Eski öğrencilerimden Aslı Erşen (1977) ile konuştukça, şaşkınlığım ve hayranlığım arttı. Aslı’nın babası, kızının müziğe olan ilgisini fark edince, lise son sınıftayken “yarı zamanlı” olarak konservatuvara yazdırmış. Nefesli müzik aleti merakı olan Aslı’yı hocaları “trombon”a yöneltmiş. Aslı, 1991 yılından beri trambon çalıyor. Konservatuvar eğitimini sürdürürken İletişim Fakültesi’ni de bitirmiş. 2001 yılında İstanbul Üniversitesi Devlet Konservatuvarı’ndan birincilikle mezun olmuş.
Bunlar Atatürk çocukları
1999 yılında kuruluşundan bu yana Borusan İstanbul Filarmoni Orketrası’nda trambon çalıyor. İstanbul Üniversitesi Devlet Konservatuvarı’ndan mastır derecesi almış. Şimdilerde doktorasını tamamlamaya çalışıyor. Hayatından çok memnun. “Hocam, yabancı dil bilgim de iyi. Bu sayede dış ülkelerde eğitim görebilmek için burslardan yararlanıyorum, dış ülkelerde yabancı orkestralarda çalıyorum, yabancı şeflerle anlaşıyorum” diyor.

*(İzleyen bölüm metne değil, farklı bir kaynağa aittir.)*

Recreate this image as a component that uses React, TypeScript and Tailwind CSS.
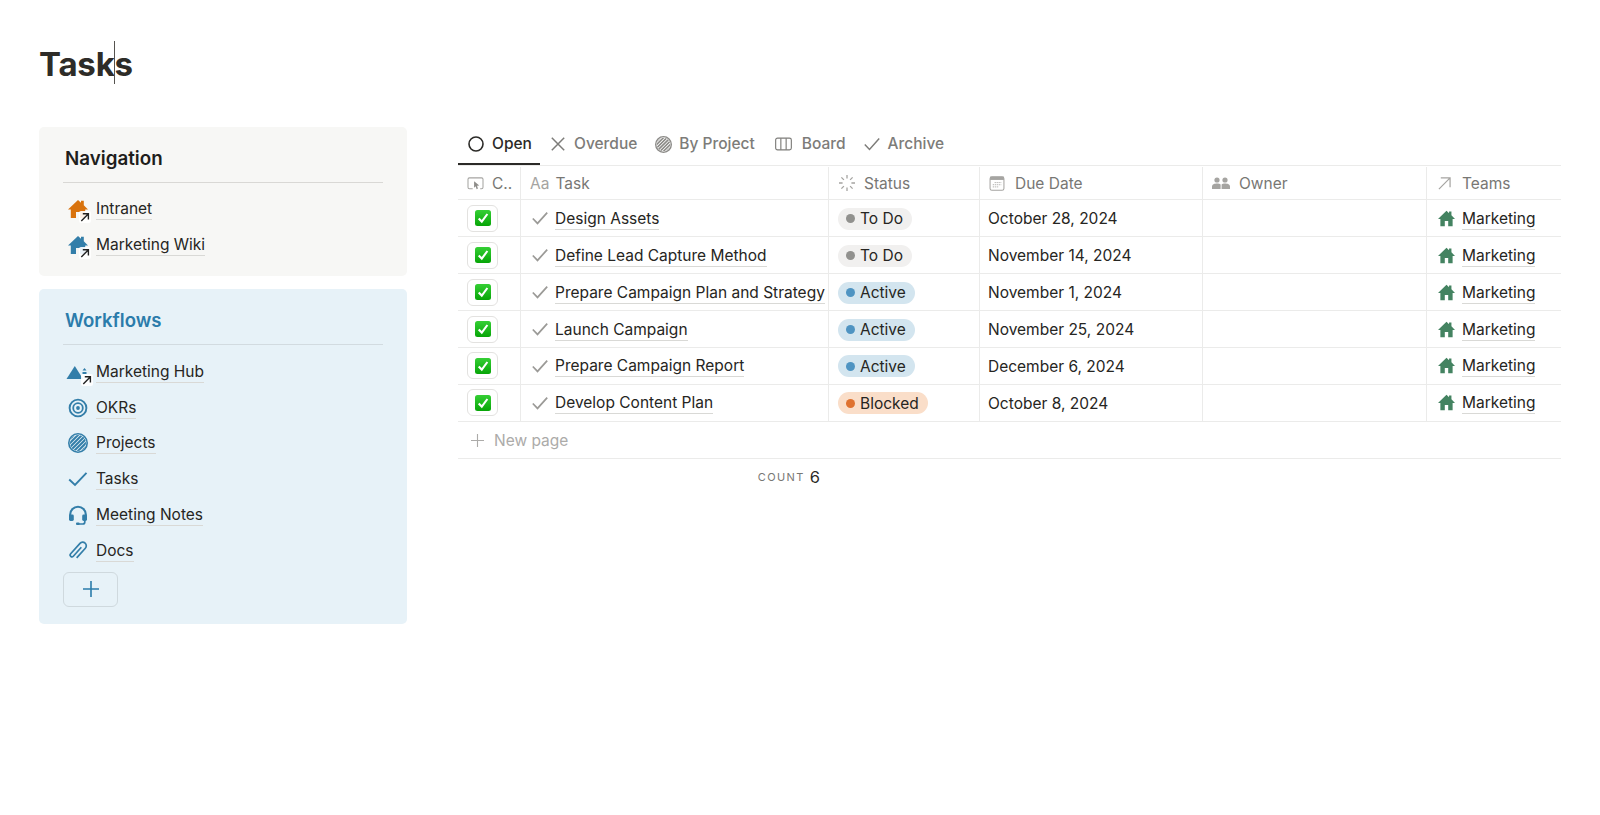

Aslı’nın anlattıkları pek hoşuma gitti. Borusan İstanbul Filarmoni Orkestrası’nın birinci kemanı da bir genç hanımdı. Merak ederek sordum, öğrendim. 72 müzisyeni olan orkestrada 35 kadın sanatçı varmış. Bunların da yaş ortalaması 30 imiş. Bilmem anlatabiliyor muyum, “Şimdiki kızlar harika” derken ne demek istediğimi?
Bu kızlar, magazin sayfalarında gördüğümüz, isimlerini bellediğimiz, kısa süreli veya gecelik birliktelikleri ballandırıla ballandırıla anlatılan kızlardan değil. Bunlar cumhuriyet döneminde Atatürk devrimlerinin nimetlerinden yararlanarak yetişen, eğitim gördükleri alanlarda başka ülkelerin genç kızlarıyla yarışabilen genç kızlarımız. Bunların sayıları da az değil.